Winters could make Olympic debut
Cody Winters could be the third Steamboat Springs snowboarder to make the Beijing Olympics, but his path might be a little tougher. Winters is an Alpine snowboarder, which means he competes in parallel slalom and giant slalom events. He races side by side with another athlete downhill, weaving in and out of gates, just like Alpine skiers.
Winters is particularly good at slalom, the faster of the two disciplines, but the Olympics only has parallel giant slalom.
Winters has been competing in the event since he was 10 and learned quickly he was good at it. He’s been competing at the World Cup level for the past couple of years and has been earning top-20 finishes. He’s on the outside looking in right now when it comes to Olympic qualifying, but he’s closing in on the necessary criteria to make the team.
“It’s going to be really difficult, I think for me, but definitely achievable,” he said.

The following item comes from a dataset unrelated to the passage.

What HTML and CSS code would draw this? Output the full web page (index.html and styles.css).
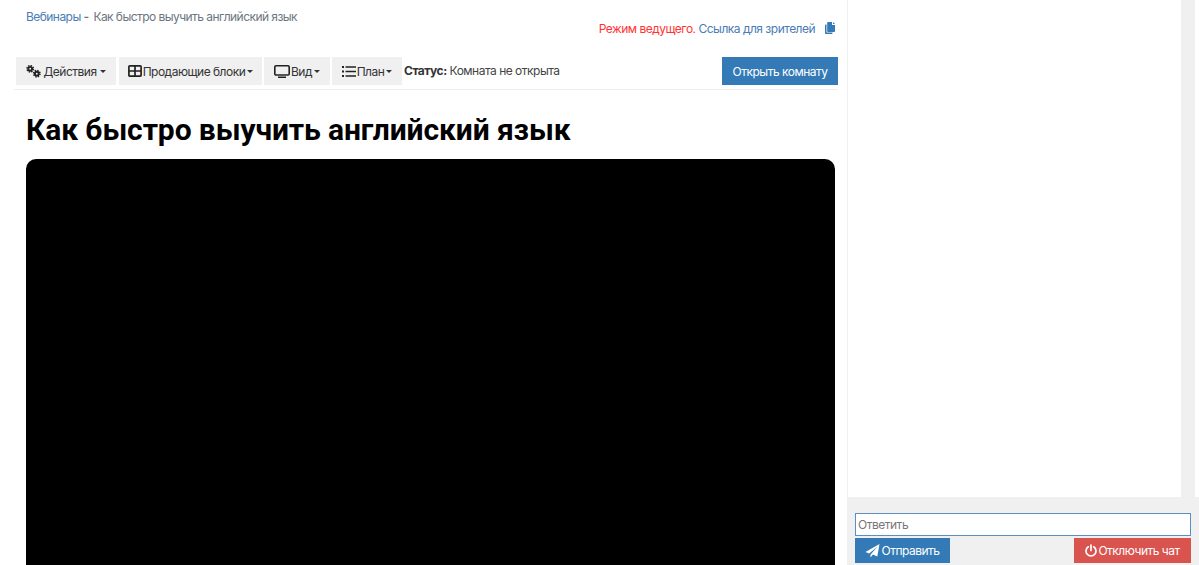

Up to two athletes ranked in the top six of the FIS parallel points list will be nominated and athletes with a top-three finish in one of the five designated tryout events would fill any remaining slots. Tryout events start Dec. 11 in Russia and conclude Jan. 14, 2020, in Austria. Based on 2020-21 results, no American male may hit those standards, putting discretionary selection into effect, which is outlined in the athlete selection procedures document.
Dec. 11: Bannoye, Russia
Dec. 16: Carezza, Italy
Dec. 18: Cortina, Italy
Jan. 8, 2022: Scuol, Switzerland
Jan. 14, 2022: Simonhohe, Austria
Winters said a pair of top-16 finishes should do the trick, though. He’s also got some new boots, which have already helped him eliminate some issues he’s had on his toe turns.
He’s not sure what he’ll feel if he makes the Olympic team, but he knows what he’s feeling now while working to get there.
“Right now, I’m learning how much work it takes to be at the top of the top of the top,” Winters said. “I think that lesson I’ll take to my grave of seeing how you can push a sport to the absolute highest. I think the road to the Olympics is going to be more important than actually going to the games.”